HINTS FOR GROWING LAVENDER

Most varieties of lavender are drought-tolerant, hailing from the rocky, hot and dry regions of the Mediterranean, so plant your lavender in a hot and sunny location and in well-drained soil.

Generally, lavender prefers a more neutral to alkaline soil and requires little or no fertilizer.

Once established, lavender needs little irrigation and what water it receives should be provided at the base of the plant (use drip lines) to prevent the growth of fungus. Bottom line, lavender does not like "wet feet." Too much water causes root rot and will kill the plant. Plan accordingly when using lavender in mixed landscapes.

LAVENDER FOR HEALTH AND BEAUTY

Use Lavender Oil (the valuable concentrated essence of fragrant oil obtained by distillation) to relieve pain and/or itch from burns and insect bites, relieve congestion, to help heal cuts and grazes, in a relaxing massage or bath. Lavender oil is a key ingredient in many soaps, lotions, bath salts, etc.

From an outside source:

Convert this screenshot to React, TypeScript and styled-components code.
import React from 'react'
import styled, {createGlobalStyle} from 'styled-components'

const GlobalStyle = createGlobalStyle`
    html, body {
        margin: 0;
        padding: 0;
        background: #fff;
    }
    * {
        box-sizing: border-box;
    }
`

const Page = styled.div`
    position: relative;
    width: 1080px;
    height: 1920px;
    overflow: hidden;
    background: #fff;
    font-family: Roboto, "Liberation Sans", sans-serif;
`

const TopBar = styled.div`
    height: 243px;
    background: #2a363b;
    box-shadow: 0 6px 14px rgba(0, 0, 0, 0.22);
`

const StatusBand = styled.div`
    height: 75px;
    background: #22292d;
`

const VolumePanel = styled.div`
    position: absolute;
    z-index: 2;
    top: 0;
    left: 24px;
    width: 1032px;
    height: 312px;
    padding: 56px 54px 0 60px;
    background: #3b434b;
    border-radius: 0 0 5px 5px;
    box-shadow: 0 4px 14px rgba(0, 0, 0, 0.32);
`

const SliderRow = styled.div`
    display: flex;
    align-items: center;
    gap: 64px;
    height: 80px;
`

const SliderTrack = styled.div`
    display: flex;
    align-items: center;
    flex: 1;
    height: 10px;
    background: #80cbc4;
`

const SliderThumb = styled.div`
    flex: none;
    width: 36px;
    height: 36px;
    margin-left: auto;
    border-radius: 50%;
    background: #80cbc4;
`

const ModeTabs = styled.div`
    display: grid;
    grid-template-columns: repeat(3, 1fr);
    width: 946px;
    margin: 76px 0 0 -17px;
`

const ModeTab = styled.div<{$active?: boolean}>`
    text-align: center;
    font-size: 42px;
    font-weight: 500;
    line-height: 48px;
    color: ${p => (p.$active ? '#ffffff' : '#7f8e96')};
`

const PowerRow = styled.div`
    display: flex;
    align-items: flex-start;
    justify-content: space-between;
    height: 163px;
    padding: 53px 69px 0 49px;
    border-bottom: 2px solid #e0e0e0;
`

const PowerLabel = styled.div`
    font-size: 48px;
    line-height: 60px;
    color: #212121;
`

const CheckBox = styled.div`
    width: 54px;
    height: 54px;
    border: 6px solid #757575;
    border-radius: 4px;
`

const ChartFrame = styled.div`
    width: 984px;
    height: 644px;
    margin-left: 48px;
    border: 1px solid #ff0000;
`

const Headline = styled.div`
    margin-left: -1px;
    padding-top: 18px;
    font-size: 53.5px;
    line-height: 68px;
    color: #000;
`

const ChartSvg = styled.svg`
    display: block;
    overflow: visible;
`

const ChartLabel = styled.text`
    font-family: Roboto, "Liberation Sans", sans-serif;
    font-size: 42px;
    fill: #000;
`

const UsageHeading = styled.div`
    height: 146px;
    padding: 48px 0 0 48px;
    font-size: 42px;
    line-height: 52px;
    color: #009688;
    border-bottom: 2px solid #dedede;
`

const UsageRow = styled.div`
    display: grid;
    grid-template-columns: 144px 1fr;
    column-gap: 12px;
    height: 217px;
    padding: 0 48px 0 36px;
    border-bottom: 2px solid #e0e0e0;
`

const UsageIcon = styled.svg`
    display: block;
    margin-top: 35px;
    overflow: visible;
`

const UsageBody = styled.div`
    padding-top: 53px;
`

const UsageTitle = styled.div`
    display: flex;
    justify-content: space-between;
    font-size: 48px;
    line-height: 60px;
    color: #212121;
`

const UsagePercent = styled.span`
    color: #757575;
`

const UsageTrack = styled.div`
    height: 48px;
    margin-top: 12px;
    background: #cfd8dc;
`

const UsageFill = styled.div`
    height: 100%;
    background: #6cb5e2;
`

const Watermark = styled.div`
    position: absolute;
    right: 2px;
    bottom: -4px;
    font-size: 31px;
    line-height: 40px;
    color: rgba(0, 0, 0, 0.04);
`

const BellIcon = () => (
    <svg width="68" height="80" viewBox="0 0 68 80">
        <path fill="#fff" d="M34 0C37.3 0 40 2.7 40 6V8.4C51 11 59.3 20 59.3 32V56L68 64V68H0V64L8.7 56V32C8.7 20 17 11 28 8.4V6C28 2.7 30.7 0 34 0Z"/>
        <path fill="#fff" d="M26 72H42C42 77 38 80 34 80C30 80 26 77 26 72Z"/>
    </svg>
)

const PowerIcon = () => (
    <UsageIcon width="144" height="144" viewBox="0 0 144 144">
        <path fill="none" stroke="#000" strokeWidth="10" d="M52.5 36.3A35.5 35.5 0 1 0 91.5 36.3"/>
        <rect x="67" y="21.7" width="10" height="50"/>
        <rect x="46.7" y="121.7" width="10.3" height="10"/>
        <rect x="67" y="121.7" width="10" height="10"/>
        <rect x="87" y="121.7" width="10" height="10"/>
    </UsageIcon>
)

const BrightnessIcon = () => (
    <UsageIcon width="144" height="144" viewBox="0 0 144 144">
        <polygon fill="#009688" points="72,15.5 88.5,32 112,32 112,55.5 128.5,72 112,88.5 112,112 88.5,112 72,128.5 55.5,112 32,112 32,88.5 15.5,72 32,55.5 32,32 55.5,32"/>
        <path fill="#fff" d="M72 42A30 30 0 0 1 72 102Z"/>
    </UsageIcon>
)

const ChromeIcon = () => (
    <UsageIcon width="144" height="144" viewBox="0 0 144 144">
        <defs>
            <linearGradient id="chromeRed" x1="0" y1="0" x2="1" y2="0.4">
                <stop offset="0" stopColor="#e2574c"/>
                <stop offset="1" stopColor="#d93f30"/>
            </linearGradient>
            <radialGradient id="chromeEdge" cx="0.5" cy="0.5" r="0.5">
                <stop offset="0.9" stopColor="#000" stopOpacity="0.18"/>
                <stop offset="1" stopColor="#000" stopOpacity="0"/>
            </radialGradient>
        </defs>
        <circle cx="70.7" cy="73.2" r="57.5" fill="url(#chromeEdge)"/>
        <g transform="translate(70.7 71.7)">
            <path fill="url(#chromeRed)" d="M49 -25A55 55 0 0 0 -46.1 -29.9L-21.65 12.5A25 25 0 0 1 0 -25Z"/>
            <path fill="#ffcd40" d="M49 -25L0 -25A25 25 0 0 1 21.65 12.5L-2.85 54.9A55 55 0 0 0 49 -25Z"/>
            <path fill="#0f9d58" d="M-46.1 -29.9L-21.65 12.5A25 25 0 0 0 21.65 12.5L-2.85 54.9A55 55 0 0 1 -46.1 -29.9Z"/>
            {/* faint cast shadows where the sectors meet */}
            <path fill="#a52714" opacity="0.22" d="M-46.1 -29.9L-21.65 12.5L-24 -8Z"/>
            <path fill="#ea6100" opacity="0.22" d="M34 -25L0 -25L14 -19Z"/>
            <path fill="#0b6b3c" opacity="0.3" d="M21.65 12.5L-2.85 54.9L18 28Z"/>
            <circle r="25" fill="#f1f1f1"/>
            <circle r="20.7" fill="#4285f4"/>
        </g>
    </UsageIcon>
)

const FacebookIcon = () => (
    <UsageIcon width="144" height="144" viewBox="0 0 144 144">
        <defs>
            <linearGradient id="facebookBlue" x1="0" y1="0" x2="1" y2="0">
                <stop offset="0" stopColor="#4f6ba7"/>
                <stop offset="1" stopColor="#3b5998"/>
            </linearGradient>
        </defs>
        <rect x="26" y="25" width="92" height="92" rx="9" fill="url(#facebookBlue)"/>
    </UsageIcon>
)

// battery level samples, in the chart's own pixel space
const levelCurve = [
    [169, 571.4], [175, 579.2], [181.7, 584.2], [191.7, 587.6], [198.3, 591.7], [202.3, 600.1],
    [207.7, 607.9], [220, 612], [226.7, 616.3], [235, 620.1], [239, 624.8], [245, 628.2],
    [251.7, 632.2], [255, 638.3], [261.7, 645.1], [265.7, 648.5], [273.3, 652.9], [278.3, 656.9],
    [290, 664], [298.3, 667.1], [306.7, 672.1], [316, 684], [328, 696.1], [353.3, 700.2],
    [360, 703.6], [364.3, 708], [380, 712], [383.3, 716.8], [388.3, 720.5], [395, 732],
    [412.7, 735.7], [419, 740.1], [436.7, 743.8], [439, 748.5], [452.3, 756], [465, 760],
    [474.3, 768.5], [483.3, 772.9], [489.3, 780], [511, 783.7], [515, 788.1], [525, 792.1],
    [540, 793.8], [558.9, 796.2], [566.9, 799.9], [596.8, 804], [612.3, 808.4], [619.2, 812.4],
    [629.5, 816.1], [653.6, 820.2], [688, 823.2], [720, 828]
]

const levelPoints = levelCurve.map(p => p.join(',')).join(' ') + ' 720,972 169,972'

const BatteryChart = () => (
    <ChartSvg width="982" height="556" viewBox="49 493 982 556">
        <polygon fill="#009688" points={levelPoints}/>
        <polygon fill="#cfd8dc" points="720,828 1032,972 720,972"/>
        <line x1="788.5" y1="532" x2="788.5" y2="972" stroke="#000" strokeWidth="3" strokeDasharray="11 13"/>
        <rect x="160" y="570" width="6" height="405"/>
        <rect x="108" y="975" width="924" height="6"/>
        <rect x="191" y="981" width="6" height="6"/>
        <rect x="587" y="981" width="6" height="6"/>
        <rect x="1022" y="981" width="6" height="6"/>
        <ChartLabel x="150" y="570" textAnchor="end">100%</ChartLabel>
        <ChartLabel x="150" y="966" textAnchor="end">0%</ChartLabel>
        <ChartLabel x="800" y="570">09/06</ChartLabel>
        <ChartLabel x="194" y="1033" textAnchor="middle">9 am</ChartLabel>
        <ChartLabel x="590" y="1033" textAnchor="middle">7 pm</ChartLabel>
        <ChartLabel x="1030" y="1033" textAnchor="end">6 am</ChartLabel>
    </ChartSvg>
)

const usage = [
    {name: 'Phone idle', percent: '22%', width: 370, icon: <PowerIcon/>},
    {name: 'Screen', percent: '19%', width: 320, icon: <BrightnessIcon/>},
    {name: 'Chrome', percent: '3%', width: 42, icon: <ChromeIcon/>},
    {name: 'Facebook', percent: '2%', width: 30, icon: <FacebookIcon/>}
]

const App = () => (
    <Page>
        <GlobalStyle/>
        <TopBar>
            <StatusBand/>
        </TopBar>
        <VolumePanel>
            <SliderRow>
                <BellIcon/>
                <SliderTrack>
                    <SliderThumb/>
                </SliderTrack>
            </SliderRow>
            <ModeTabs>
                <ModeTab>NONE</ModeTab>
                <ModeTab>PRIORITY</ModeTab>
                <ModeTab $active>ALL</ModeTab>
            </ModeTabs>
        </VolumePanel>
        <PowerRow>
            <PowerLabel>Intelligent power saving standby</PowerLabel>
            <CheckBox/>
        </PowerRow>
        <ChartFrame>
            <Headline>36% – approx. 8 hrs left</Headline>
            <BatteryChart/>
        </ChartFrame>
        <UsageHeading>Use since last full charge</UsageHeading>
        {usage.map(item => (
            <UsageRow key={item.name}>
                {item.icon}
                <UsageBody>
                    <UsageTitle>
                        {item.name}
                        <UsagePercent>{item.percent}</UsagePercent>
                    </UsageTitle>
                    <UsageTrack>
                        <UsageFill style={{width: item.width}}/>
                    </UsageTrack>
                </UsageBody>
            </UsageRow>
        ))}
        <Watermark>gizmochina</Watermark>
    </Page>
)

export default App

Use Lavender Hydrosol (the condensed steam that is a by-product of the distillation process) as a refreshing mist on the face or body, a pleasant insect repellent, an ironing spray to scent linens, a sleep-enhancing pillow spray, a room refresher, for relief from sunburn and as a hot flash coolant.

Use Lavender Sachet (the aromatic buds of the lavender flower) as an insect repellent in closets, in potpourris for beauty and scent, in a dryer bag to scent clothes as they tumble dry, in a sachet bag tucked under your pillow to encourage sleep and relaxation or in the car to reduce stress.

LAVENDER IN FOOD

Lavender is quickly becoming "the new taste" in American cuisine. Long a part of the traditional "herbes de Provence" compound used in French fare, lavender now stands alone as a complimentary flavor for meat, seafood, eggs, salads, veggies, citrus and other fruits. Experiment by substituting lavender for rosemary in your favorite recipes. Just be sure to use a variety grown for culinary purposes, and go light-too much lavender can overwhelm other flavors.